Even when production lines are switched elsewhere – and Wal-Mart can’t exactly decamp from China overnight – the public would still end up out of pocket as retailers pass on to the consumer both the logistical expenses and the small premium for using only the second-cheapest emerging market option. Needless to say, this won’t save any jobs in the US.
China’s trade surplus – which totaled US$23.31 billion for the first quarter, a 41% rise on 2005 – requires attention, but a turnaround cannot be achieved instantly. A European Commission report made this very point, saying that "China should introduce greater exchange rate flexibility in a gradual manner".
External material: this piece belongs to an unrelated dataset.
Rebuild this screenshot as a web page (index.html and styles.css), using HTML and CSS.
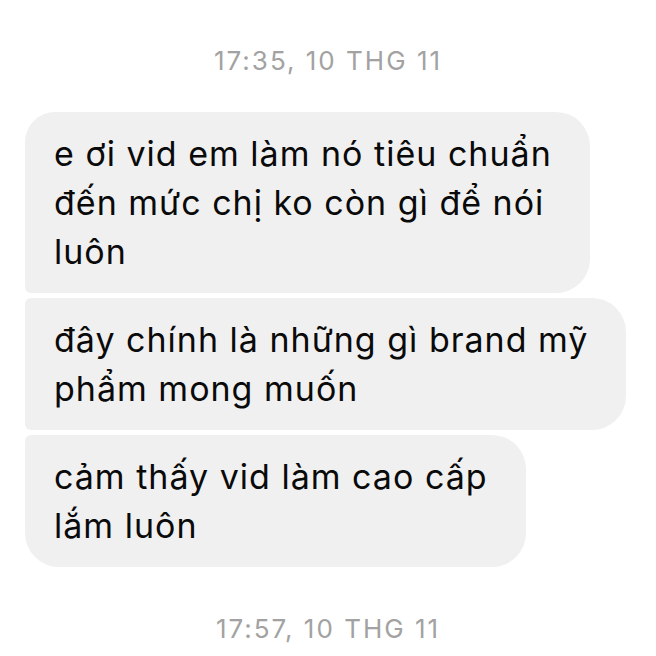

The report warned that a sharp rise in the yuan against the dollar would put the brakes on capital flows to the US, which could lead to a fall in the dollar against the euro. European exports to the US would become more expensive and therefore less attractive, jeopardizing the EU’s hopes for economic recovery. This may be a European perspective, but the message is the same the world over: exchange rate volatility means trouble – so a sudden 27.5% appreciation in the yuan is not the answer.
Schumer described his meeting with officials including People’s Bank of China Governor Zhou Xiaochuan as "a meeting of minds", and well he might. After all, Zhou isn’t anti-reform – he just wants to achieve it at a slower pace so as to avoid putting unnecessary pressure on a financial system that is not yet robust.
It all amounts to a test of patience and of faith for US politicians. The Schumer-Graham bill is one of 15 pieces of legislation on restricting Chinese trade making their way through the US bureaucracy. The most dangerous of these could well be a proposal to leave retaliation in the hands of the US Treasury Department.
The Treasury’s latest report on exchange rates was due at the end of April. It has so far resisted calls to brand China as a currency manipulator – but how long can it hold its nerve on the issue?